I made these graphics to post to the newsgroup alt.binaries.subgenius , where they were spotted by Ivan Stang himself and posted on the Subgenius website, in their first Art Mine. The first one is a pretty standard depiction of X-Day, being viewed by a calm J. R. "Bob" Dobbs, Connie and random kids. The second was a detournment of the cK1 ads which you found in every bloody magazine of the time. These ads annoyed me, with their formulaic attempt to tap into the edgy GenX zeitgeist. I think the fact they depicted conflict so often, the pretty kids all arguing with each other, was the worst thing for me. It was either a misrepresentation or a deliberate attempt to foster disruption in our ranks. In reality we were too beat and depressed to actually argue with each other.

Endtimes
JHVH1

In the mid 90s the science fiction author Bruce Sterling ran a mailing list promoting his concept of Viridian design. The Viridian project was an attempt to promote green technology and philosophy by making it sexy. Bruce perceived that a major hurdle most normals had with green concepts was that they perceived it as a hippy venture, loaded with ancillary concepts like veganism and wearing bad hemp clothing and sandals and living in tipis. He saw that, as long as green products and practices were connected with the mung bean image, they would never be accepted by mainstream society.
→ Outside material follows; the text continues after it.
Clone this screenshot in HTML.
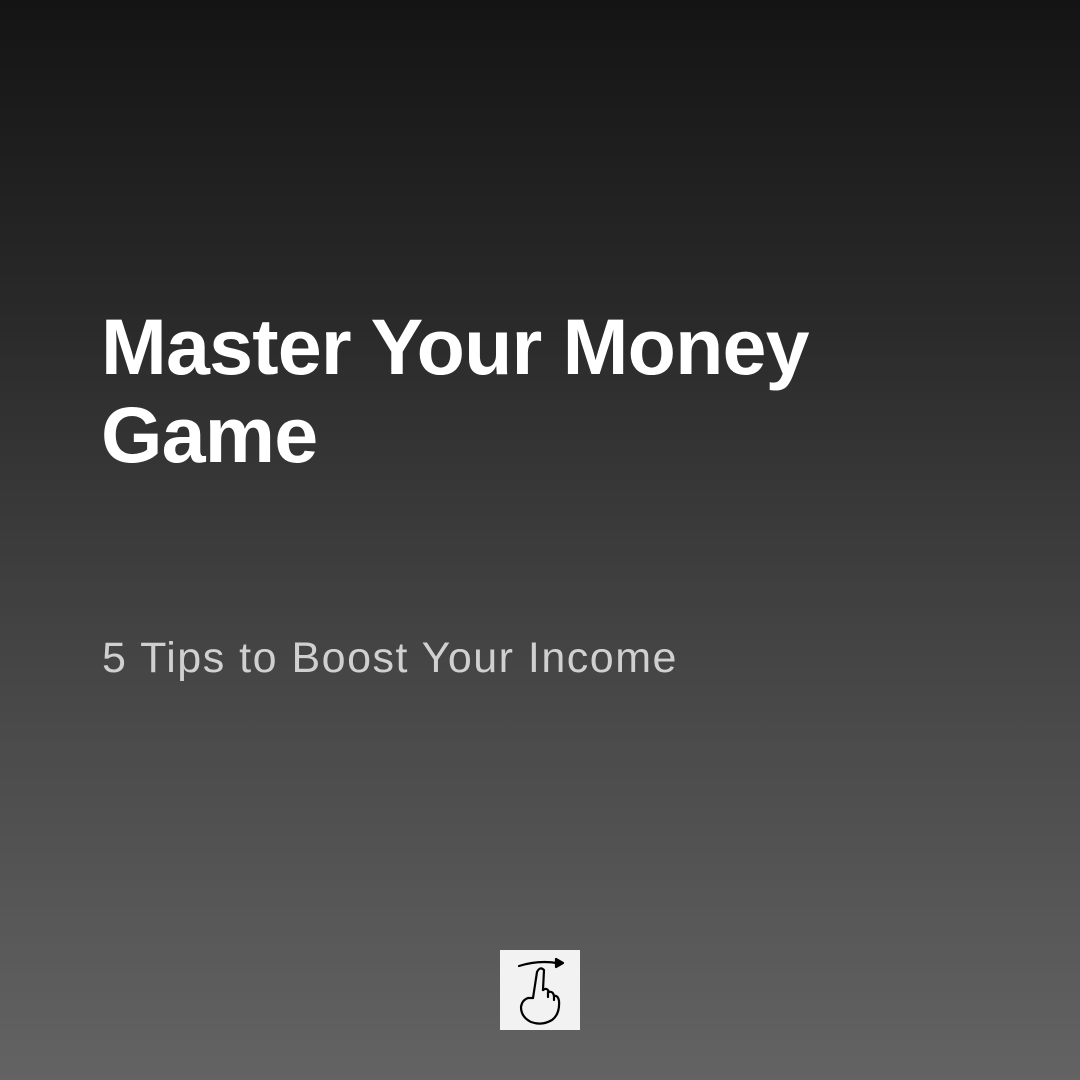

He believed something which was radical at the time - that green, environmentally conscious products and services and life in general, could be sold as a higher class, better quality, more enjoyable experience than killing the ecosystem. In this day of Teslas and cool tiny houses made of plyboo and Patagonia fashion this seems obvious, but they owe a lot to Bruce Sterling for pushing the idea when it was very uncool.

One day he announced a competition - design a completely wordless poster warning illiterate old people about the dangers of heat stroke caused by global warming heatwaves. This was a thing which had just started happening, huge heatwaves hovering over Europe killing the old and poor, people who couldn't afford air conditioning and really weren't to blame for the changing weather at all.

I based my design on the Rising Sun flag, of course, already a potent trigger for anyone who could remember WW2. Cars and factories on the horizon, just a subtle reminder of who caused the problem. The little flat guy with cartoon expiry lines was a bit corny, but I thought it would pass.

And it did! I won, and received a genuine Texas cowboy hat, sent from genuine Texas by my second favourite science fiction author (after Greg Egan). He assured me it was very genuine, in that it was a cheap white ten-gallon hat as worn by any Texan who spends any time outdoors working in the sun, to prevent ending up like my little stick man.